So maybe you know about this thing called the First Amendment, it's pretty big in the U.S. these days. Seems like you can hardly walk into a Starbucks without hearing someone say "Congress shall make no law...abridging the freedom of speech, or of the press" and then their compatriots are all like "aye." And Paul Burns is into that stuff too - you know, the whole "Constitutionality" thing. But...let's not get crazy with it, okay?
Sure, there are some obvious forms of speech that have to be protected. Like, if you want to get on your LiveJournal and say "mood: lazy" and put up an icon of a cat with a sailor hat on its head and little stars around the edges, clearly that sort of thing cannot be - er - abridged. The same goes for all instances of the bicycle wheel as a mode of expression. But let's be honest. We've all had times in our lives where we've experienced the freedom of someone's speech and thought: we don't need that.
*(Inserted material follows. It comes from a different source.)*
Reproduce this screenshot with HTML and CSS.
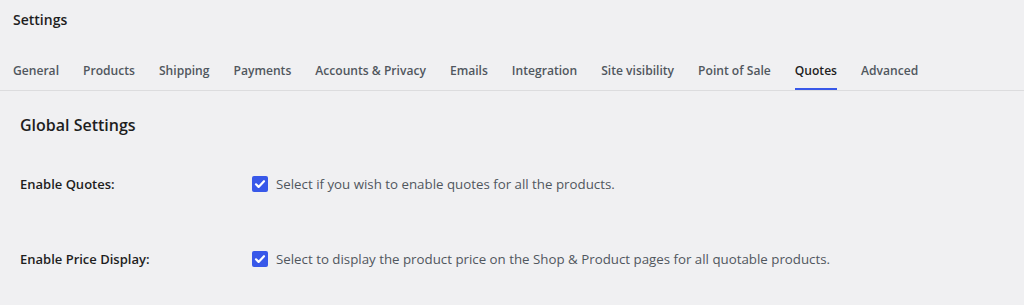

Proposed Exceptions to the First Amendment
1. Koans. Q. What is the sound of one hand clapping? A. How about if I demonstrate by slapping you in the face.
2. The novel Finnegans Wake. "Him belly no belong sollow mole pigeon. Ally bully. Fu Li's gulpa." Really, Mr. Joyce? Are you quite sure about that?
3. The use of more than two consecutive exclamation points. Disclaimer: exclamation points followed by the number "1" may lead to the modification of further amendments.
4. The umlaut. Seriöusly.
There may be more. Voters, be on the lookout!
Anyway - we can get this thing changed for the better, but it'll take some doing. Three-fourths of the states have to approve it? It's like they're trying to make this process hard.
Well, if you happen to be a state - you know what to do!